▶ Data items:
####
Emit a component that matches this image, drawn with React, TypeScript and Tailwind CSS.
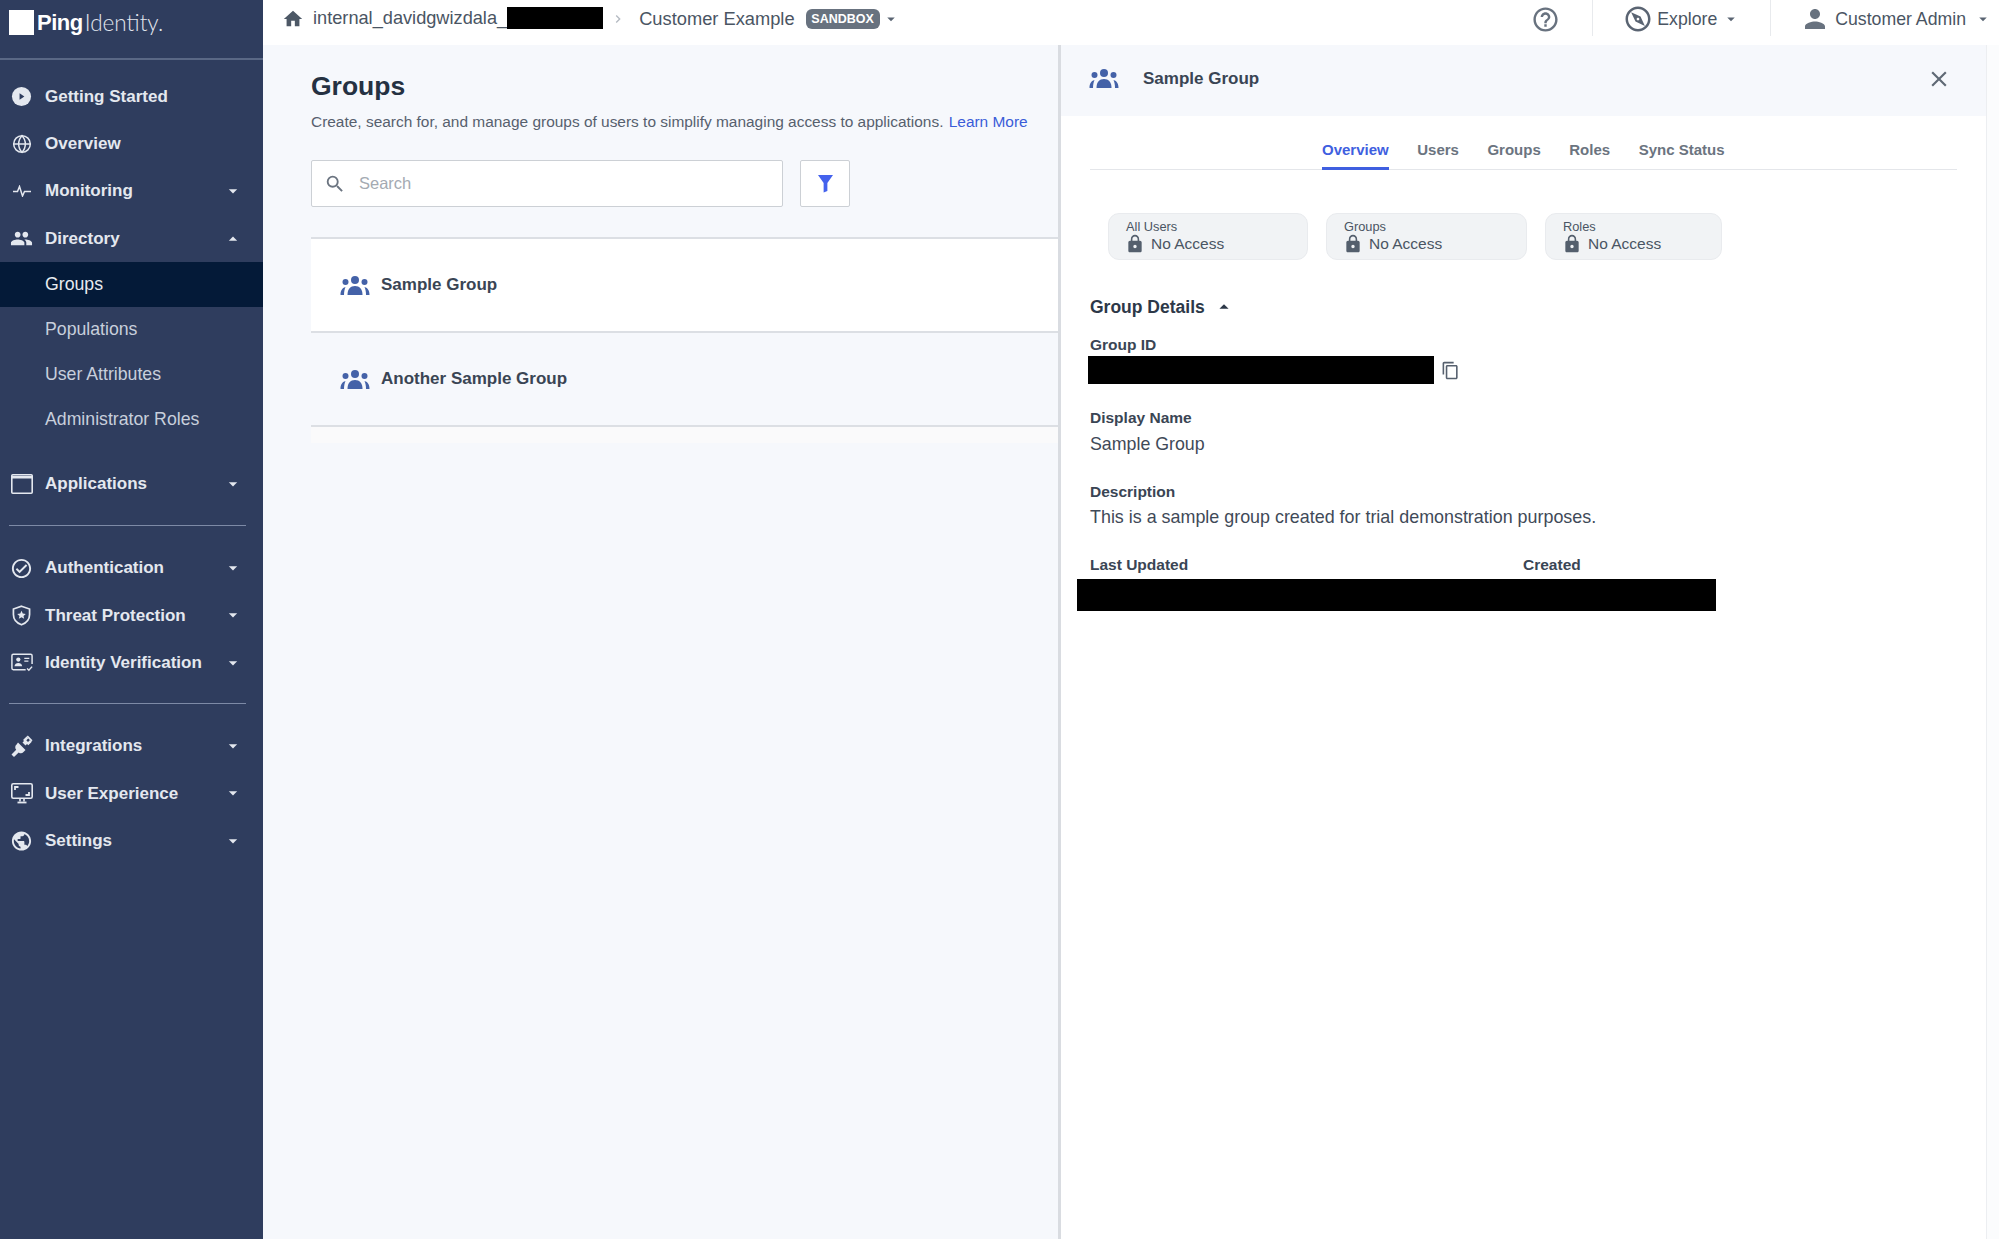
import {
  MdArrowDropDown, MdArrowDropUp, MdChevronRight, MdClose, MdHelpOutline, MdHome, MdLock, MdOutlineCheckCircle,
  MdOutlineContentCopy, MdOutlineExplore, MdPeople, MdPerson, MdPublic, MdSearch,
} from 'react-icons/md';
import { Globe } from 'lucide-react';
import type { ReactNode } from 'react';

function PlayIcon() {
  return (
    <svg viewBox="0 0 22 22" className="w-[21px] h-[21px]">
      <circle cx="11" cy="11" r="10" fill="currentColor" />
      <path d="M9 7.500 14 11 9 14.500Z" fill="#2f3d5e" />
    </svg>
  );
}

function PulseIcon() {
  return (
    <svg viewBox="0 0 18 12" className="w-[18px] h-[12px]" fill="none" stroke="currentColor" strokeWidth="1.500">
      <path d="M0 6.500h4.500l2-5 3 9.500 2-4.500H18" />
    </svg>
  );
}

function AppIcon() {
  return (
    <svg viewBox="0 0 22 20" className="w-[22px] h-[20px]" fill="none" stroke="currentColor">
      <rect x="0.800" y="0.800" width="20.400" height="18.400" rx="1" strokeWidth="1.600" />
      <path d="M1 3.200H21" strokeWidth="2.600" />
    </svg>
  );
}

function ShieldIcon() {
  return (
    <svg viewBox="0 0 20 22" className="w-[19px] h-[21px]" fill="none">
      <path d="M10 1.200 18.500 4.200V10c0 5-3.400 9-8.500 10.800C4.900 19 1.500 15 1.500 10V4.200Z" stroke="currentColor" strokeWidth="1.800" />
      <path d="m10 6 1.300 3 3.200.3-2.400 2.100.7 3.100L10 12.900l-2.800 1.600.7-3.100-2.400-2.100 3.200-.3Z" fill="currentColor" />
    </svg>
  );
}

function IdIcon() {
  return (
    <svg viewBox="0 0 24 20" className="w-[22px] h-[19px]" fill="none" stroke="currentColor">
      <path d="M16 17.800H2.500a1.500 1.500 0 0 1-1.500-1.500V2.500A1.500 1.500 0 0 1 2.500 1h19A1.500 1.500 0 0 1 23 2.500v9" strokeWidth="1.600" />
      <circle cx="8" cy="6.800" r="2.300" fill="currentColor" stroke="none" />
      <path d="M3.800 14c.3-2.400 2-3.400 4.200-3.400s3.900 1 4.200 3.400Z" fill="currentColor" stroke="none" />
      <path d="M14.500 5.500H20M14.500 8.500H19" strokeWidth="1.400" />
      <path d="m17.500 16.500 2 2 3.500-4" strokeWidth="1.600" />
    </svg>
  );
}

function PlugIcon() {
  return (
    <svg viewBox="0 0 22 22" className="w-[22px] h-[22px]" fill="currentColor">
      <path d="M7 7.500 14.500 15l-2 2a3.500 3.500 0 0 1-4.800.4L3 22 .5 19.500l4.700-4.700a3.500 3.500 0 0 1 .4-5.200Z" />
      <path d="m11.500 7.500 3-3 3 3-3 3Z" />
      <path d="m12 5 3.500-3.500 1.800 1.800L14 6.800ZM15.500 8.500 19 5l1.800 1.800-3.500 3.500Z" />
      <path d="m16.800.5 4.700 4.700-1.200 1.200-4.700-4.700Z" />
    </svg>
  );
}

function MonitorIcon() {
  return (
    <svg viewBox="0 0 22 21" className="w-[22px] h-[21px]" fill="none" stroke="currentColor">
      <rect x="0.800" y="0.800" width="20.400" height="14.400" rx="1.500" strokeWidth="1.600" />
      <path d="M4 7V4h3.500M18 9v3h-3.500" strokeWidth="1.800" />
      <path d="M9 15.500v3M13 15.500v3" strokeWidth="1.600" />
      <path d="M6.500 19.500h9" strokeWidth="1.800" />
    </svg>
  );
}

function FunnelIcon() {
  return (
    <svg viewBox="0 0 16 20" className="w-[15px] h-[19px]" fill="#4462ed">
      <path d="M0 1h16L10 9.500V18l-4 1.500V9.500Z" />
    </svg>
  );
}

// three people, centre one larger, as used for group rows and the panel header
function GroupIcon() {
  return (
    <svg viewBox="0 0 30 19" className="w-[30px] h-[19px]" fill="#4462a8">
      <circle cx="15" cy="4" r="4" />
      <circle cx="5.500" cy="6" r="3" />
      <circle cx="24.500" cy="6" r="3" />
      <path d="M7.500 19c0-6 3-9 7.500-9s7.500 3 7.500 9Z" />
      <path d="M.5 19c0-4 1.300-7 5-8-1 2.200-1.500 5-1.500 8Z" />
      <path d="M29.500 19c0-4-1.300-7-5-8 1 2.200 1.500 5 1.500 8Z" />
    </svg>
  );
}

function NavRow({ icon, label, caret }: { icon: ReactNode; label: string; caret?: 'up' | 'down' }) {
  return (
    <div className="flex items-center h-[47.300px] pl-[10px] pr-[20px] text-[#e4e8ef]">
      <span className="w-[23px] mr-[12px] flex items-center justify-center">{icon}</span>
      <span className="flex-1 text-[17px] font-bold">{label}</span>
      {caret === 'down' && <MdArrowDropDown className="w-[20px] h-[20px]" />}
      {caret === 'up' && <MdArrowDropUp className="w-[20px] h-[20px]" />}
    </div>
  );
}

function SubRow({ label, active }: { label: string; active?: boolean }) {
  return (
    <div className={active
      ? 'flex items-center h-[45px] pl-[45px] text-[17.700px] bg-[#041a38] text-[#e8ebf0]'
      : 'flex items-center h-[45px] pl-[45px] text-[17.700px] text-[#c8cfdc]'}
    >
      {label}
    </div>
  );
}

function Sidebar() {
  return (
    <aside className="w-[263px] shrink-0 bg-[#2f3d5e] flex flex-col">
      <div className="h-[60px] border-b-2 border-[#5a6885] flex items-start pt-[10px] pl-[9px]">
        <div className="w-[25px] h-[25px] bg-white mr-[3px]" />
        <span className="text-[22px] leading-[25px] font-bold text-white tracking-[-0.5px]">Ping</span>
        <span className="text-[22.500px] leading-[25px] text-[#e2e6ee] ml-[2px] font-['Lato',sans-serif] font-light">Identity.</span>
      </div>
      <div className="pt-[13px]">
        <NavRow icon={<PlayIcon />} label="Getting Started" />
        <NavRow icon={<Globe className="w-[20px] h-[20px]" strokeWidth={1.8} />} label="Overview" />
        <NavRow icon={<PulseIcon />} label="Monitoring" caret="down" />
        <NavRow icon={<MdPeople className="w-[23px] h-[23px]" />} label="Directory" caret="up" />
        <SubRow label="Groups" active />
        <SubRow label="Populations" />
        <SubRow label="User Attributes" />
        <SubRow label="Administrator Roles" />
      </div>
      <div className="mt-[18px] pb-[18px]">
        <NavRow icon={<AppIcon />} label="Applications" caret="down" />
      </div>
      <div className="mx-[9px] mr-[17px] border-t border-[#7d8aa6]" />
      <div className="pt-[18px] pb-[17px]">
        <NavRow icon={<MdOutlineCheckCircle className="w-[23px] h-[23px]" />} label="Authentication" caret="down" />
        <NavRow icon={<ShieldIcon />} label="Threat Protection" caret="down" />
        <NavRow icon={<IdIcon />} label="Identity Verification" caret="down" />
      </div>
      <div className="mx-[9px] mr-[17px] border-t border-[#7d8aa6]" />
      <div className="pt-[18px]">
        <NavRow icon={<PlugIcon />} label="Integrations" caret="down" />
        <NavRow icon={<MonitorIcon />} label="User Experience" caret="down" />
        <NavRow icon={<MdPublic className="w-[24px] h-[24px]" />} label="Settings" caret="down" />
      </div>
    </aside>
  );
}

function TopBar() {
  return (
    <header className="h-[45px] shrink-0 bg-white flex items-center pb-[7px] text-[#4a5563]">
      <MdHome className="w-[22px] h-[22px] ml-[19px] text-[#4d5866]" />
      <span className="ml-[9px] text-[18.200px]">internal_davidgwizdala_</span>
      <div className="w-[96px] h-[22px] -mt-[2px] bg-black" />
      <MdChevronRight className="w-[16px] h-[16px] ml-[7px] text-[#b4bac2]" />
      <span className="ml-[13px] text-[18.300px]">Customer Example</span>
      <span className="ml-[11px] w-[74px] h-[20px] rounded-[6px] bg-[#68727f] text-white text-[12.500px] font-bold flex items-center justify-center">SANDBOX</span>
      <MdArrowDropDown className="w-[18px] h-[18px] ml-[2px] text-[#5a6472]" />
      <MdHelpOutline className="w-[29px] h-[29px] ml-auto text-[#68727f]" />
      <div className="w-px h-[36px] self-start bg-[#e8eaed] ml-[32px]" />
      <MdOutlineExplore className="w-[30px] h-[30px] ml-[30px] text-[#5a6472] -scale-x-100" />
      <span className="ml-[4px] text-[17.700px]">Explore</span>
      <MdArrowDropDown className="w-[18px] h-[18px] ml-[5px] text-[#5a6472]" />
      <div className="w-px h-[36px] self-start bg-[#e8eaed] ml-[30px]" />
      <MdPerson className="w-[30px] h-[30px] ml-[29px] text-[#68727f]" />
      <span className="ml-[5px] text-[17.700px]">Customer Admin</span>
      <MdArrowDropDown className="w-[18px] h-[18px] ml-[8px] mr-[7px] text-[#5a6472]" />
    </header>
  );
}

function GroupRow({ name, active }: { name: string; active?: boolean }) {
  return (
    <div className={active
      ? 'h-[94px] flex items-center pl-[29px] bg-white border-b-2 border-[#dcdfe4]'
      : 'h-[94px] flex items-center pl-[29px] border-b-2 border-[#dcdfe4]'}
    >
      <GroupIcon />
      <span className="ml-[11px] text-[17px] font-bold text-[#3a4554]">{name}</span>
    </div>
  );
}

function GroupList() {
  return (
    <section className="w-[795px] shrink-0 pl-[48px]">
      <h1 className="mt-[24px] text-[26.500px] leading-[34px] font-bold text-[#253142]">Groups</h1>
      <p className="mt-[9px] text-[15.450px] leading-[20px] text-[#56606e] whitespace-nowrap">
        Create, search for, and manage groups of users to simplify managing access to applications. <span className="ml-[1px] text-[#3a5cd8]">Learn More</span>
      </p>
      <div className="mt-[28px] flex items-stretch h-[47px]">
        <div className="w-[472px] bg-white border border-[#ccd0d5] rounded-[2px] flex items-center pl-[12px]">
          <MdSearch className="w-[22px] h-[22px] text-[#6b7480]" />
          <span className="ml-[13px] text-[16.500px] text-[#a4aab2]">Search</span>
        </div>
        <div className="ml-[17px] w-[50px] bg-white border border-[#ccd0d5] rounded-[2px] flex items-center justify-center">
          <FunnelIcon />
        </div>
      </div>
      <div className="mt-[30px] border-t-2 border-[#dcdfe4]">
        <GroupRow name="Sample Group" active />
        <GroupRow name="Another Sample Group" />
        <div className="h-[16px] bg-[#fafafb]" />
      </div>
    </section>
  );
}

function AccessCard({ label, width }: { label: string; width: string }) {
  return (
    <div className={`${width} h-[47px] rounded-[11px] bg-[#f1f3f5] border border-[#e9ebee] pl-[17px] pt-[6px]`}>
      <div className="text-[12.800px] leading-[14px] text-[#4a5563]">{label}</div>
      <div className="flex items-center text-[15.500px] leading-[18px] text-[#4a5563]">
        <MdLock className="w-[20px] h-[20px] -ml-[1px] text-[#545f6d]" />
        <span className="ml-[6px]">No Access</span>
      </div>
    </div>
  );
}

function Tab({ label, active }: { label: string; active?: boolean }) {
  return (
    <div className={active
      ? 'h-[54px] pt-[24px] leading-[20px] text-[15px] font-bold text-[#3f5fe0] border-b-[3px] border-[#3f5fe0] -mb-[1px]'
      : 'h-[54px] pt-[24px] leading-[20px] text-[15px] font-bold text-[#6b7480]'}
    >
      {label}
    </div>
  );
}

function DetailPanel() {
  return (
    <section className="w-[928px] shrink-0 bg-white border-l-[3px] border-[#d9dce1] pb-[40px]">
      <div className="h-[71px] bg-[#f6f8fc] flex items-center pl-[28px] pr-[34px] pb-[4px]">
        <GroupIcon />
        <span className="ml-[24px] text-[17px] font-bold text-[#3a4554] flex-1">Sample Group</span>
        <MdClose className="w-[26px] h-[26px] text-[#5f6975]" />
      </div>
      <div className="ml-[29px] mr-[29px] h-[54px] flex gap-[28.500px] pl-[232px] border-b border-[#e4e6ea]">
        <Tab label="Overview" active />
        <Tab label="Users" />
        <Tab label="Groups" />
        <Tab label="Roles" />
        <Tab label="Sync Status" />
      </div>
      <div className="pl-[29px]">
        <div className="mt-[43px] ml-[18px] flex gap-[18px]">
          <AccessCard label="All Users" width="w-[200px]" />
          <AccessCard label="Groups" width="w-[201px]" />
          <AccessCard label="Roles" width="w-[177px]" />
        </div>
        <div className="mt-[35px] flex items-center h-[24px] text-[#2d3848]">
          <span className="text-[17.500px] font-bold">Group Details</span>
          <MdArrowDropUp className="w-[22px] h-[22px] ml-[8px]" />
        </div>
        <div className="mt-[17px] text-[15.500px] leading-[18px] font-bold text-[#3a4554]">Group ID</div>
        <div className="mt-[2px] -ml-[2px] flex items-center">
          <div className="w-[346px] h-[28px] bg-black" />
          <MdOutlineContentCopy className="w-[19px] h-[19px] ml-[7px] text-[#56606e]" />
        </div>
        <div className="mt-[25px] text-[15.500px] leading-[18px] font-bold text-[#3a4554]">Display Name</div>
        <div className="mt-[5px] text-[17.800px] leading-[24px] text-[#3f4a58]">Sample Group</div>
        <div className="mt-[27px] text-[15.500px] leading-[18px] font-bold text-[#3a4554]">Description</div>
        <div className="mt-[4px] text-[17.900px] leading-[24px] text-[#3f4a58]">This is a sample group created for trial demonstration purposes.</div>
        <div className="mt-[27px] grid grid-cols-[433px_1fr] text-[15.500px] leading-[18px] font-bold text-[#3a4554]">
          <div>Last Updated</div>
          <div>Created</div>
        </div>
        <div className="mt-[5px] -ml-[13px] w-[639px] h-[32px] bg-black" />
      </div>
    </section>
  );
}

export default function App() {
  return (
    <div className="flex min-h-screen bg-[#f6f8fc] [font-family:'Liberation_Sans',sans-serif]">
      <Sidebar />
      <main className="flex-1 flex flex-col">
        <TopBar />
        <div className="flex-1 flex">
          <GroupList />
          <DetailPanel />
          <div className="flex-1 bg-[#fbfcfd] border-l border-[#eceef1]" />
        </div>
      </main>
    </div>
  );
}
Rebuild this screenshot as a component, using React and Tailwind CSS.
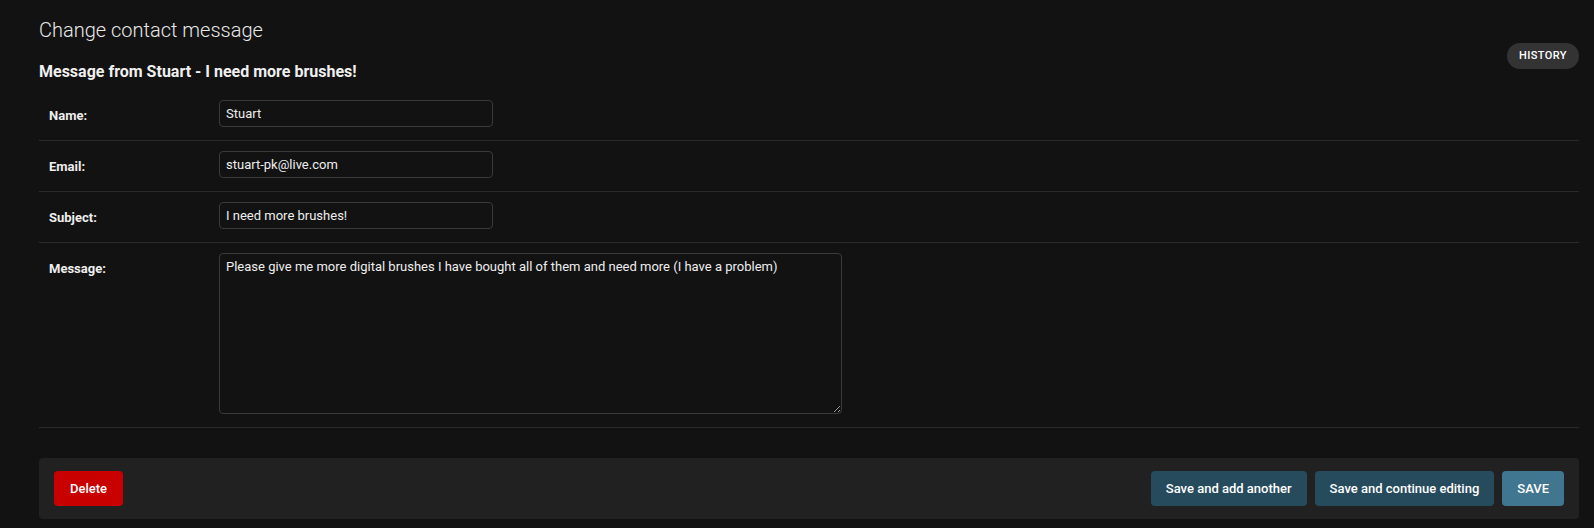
####
▶ REQUIREMENTS:
Say how many lines of the data include the word "component". Respond with the number alone.

▶ EXERCISE OUTPUT:
2